Wednesday 19 December 2012 by FIIG Research Legacy

Fixed income issuance in 2012

This is my last article for 2012 and as the year draws to an end it seems like a good time to summarise issuance

Have a guess at the total Australian dollar fixed income issuance for 2012? Now estimate the percentage issued over the counter (OTC) in the wholesale market versus issuance listed on the Australian Stock Exchange (ASX). Total issuance for the combined markets for 2012 was $119.63bn with the over the counter market comprising 89.41% of the total market (excluding asset backed securities and residential mortgage backed securities) (see Table 1 below).

Source: FIIG, Bloomberg, UBS

Note: Does not include asset backed securities (ABS) or residential mortgage backed security (RMBS) issuance

Table 1

Issuance by month varied (see Figure 1) with the majority of issuance in March when credit spreads (the amount the company has to pay to issue the bonds over the market price) was lowest, as depicted by the yellow line. While the blue columns in Figure 1 show the value in billions of issuance. Credit spreads again contracted in recent months but issuance did not reach the March highs, perhaps due to significant foreign currency issuance by Australian banks and corporations.

Figure 1

The OTC market dominated as expected given fewer conditions of issuance, a ready market and generally lower costs given companies do not have to comply with more onerous retail rules. Drilling into this market (see Table 2), the largest sector was the financial and corporate sector issuing 57% of the OTC issuance. Total government issuance (Commonwealth and state and territory) comprised roughly 30% of the market, while supranational issuance (a supra-national is an international government or quasi-government organisation that typically exists in multiple countries, for example The World Bank Group or the International Monetary Fund) made up the remainder.

Covered bonds, issued for the first time in Australian dollars this year, became an increasing source of cheap funding for our domestic banks who issued $13.05bn (12.2% OTC issuance). Covered bonds are very low risk and secured by a pool of mortgage loans. I expect covered bonds to be a growing market in 2013.

During the year there was a general preference for most issuers to issue fixed rate bonds (the Commonwealth does not issue floating rate notes) perhaps an indication of the low rates available although financial and corporate issue was roughly equal given companies often issue a fixed and a floating tranche at the same time to diversify funding and as a hedge against interest rate movements. There was only one inflation linked bond which was issued by the Commonwealth government.

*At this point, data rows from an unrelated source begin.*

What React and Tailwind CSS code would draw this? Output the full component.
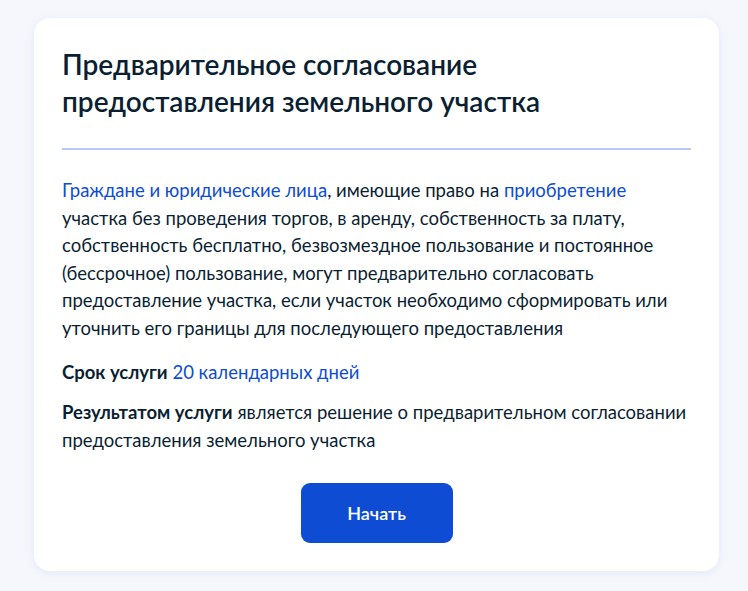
export default function App() {
  return (
    <div className="min-h-[591px] w-full bg-[#f5f7fc] px-[34px] pt-[18px] pb-[20px]" style={{ fontFamily: "Lato, 'Noto Sans', sans-serif" }}>
      <div className="w-[685px] rounded-[16px] bg-white px-[28px] pt-[28px] pb-[28px] shadow-[0_2px_8px_rgba(176,196,230,0.25)] text-[#0b1f33]">
        <h1 className="text-[28px] leading-[36.5px] font-semibold">
          Предварительное согласование<br />предоставления земельного участка
        </h1>
        <div className="mt-[29px] h-[2px] bg-[#b8caf2]" />
        <p className="mt-[27px] text-[18.5px] leading-[27.6px]">
          <span className="text-[#0d4cd3]">Граждане и юридические лица</span>, имеющие право на <span className="text-[#0d4cd3]">приобретение</span> участка без проведения торгов, в аренду, собственность за плату, собственность бесплатно, безвозмездное пользование и постоянное (бессрочное) пользование, могут предварительно согласовать предоставление участка, если участок необходимо сформировать или уточнить его границы для последующего предоставления
        </p>
        <p className="mt-[16px] text-[18.5px] leading-[27.6px]">
          <span className="font-bold">Срок услуги</span> <span className="text-[#0d4cd3]">20 календарных дней</span>
        </p>
        <p className="mt-[13px] text-[18.5px] leading-[27.6px]">
          <span className="font-bold">Результатом услуги</span> является решение о предварительном согласовании предоставления земельного участка
        </p>
        <div className="mt-[29px] flex justify-center">
          <button className="h-[60px] w-[152px] rounded-[9px] bg-[#0d4cd3] text-[18px] font-semibold text-white">
            Начать
          </button>
        </div>
      </div>
    </div>
  );
}
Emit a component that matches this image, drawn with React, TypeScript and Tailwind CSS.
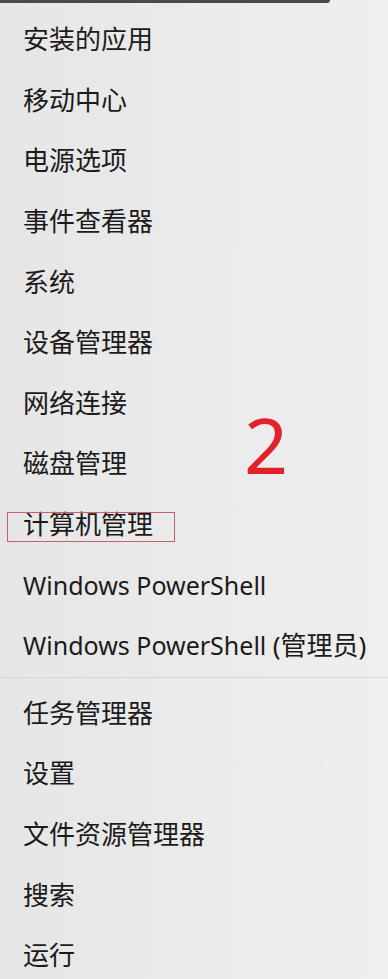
const topItems = [
  "安装的应用",
  "移动中心",
  "电源选项",
  "事件查看器",
  "系统",
  "设备管理器",
  "网络连接",
  "磁盘管理",
  "计算机管理",
  "Windows PowerShell",
  "Windows PowerShell (管理员)",
];

const bottomItems = ["任务管理器", "设置", "文件资源管理器", "搜索", "运行"];

const font = {
  fontFamily: '"Noto Sans", "Noto Sans CJK SC", sans-serif',
};

function Item({ label }: { label: string }) {
  // latin words render a bit smaller than the CJK glyphs
  const parts = label.split(/(\(管理员\))/).filter(Boolean);
  return (
    <div className="h-[60.6px] flex items-center pl-[23px] text-[26px] text-[#1b1b1b] leading-none whitespace-pre">
      <span>
        {parts.map((p, i) =>
          /[A-Za-z]/.test(p) ? (
            <span key={i} className="text-[25px]">
              {p}
            </span>
          ) : (
            <span key={i}>{p}</span>
          )
        )}
      </span>
    </div>
  );
}

export default function App() {
  return (
    <div
      className="relative w-[388px] h-[979px] overflow-hidden bg-gradient-to-r from-[#e6e6e6] to-[#efefef]"
      style={font}
    >
      <div className="h-[3px] w-[330px] bg-[#4a4a4a] rounded-br-sm" />
      <div className="pt-[6px]">
        {topItems.map((t) => (
          <Item key={t} label={t} />
        ))}
      </div>
      <div className="mt-[1px] h-px bg-[#d6d6d6]" />
      <div className="pt-[5px]">
        {bottomItems.map((t) => (
          <Item key={t} label={t} />
        ))}
      </div>

      {/* annotation overlays */}
      <div className="absolute left-[7px] top-[512px] w-[168px] h-[30px] border border-[#c8606a]" />
      <div className="absolute left-[244px] top-[406px] text-[77px] leading-none text-[#e3212b]">
        2
      </div>
    </div>
  );
}
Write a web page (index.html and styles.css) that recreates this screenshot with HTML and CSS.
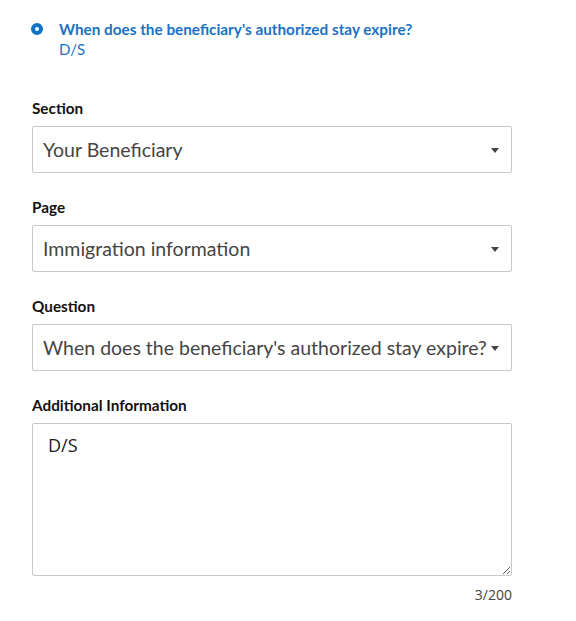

Source: FIIG, Bloomberg, UBS

Note: Issuance includes the Euro medium term note issues that were issued in Australian dollars

Table 2

Given that the financial and corporate sector was the largest, it’s worth assessing in greater detail. By far the largest issuers in this bracket were the banks, issuing 66% of the total and if you add diversified financial issuers of 13% then 79% of financial and corporate issuance was by financials (see Figure 2). This goes some way to explaining the strong demand for corporate issuance (investors need diversification in their portfolios), driving credit spreads down. For example BHP’s recent A$1bn issue was at a very low spread of BBSW + 90bps, at that time lower than the spread that one of the major banks could issue. So despite a lower credit rating a more cyclical business and no oversight by APRA, BHP was able to issue very cheaply in the wholesale market. The issue was oversubscribed and had bids of over $2bn. The very low cost to BHP and the ease of issuance in part explains why there’s no need for BHP to tap the ASX listed retail market.

Figure 2

Table 3 shows a list of the 74 banks and companies that issued bonds in the OTC wholesale market in 2012. There’s a good mix of domestic and international issuers. The major four banks were the largest issuers and combined issued $27.48bn or around 45% of the total financial and corporate issuance. Westpac was the largest single issuer, issuing $9.7bn.

Source: FIIG, Bloomberg, UBS

Note: Issuance includes the Euro medium term note issues that were issued in Australian dollars

Table 3

In contrast, ASX listed issuance was 10.59% of A$ total year to date fixed income issuance. A total of 16 issuers issued $12.67bn worth of bonds and hybrids. Financial institutions, excluding insurers issued $9.60bn (75.8%) of the total. The largest issuer was Westpac with its two issues WBCPC and WBCHA totalling $2.87bn or 22.6% of total ASX issuance.

Source: FIIG, ASX, AFR

Table 4

There hasn’t been any ASX listed issuance this month, in part due to the credit rating agency Standard and Poor’s announcing that they were reviewing the “equity credit” status applied to some hybrids. The implication being that if the status is changed and considered debt, it could change the company financial ratios and may harm the company’s credit rating.

I’m very much of the view that interest rates will be lower for longer, meaning bond issuance in both the OTC and listed markets will remain attractive in 2013.